The gaoler’s murder force them to escape into the swamp of Louisiana, but Manon dies during the tormented dash in Reece’s arms: their final harrowingly moving pas de deux was incredibly poignant and powerful, with Lauren loosing strengths step after step and then collapsing to death leaving him heartbroken. And yeah, this time the struggle was real: there was no pantomime on Reece’s face, just pain, as if he actually felt it for real. I was so emotionally drained after the last duo – this last Manon was so worth waiting for!
It’s been a splendid closing night wrapping up one of MacMillan’s main masterpieces, and I cannot wait for his next one to come back to stage – Mayerling, opening next Season in October in all the tortured torments of Prince Rudolf of Austria-Hungary (an absolute favourite of mines).

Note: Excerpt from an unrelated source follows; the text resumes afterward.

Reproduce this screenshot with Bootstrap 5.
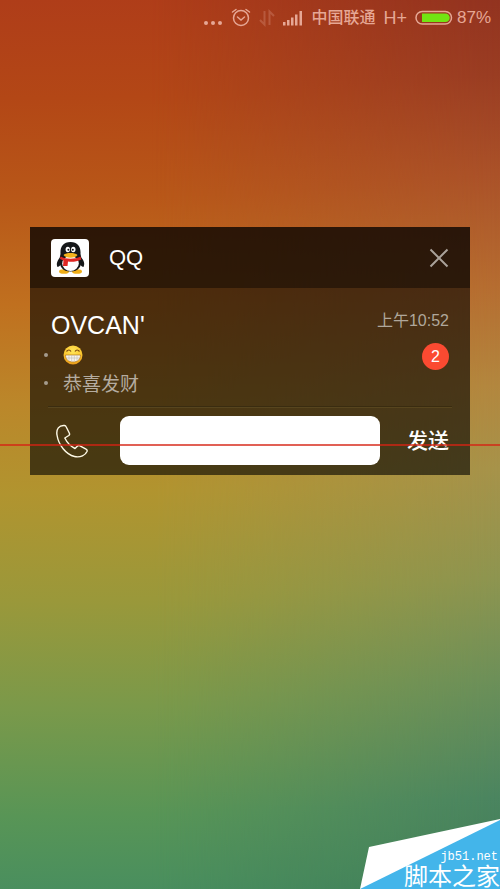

I’m glad that I’ve been able to witness my two favourite ballerinas taking the role of Manon, but I would have loved to see Osipova as well, even though she did not perform alongside David Hallberg, still recovering from his injury happened during act 1 of Giselle at the beginning of March (but even just those few glimpses of them together were an absolute treat, I really hope he’ll have a swift recovery and will come back soon to the ROH). And it’s been especially great to see such a very impressive and passionate Des Grieux from Reece Clarke as well – I am not going to spend more words about how I did not enjoy Bolle’s performance.
Manon could not be at the highest place in my favourite ballets’ list, but I loved how the Royal Ballet pulled off yet another opulent, magnificent production, with their glittering talents dancing through amazing sets, shining jewellery, and fancy costumes, giving a fantastic, realistic and complex insight into the social framework of the time.
Stage Door chronicles: lovely to catch up with Covent Garden’s fellows and seeing some familiar faces after the almost empty McGregor – Ashton – MacMillan perplexing triple bill. And Lauren’s been lovely and kind as per usual!
Back to the ROH in a few hours for the Company’s brand new production of Swan Lake tonight!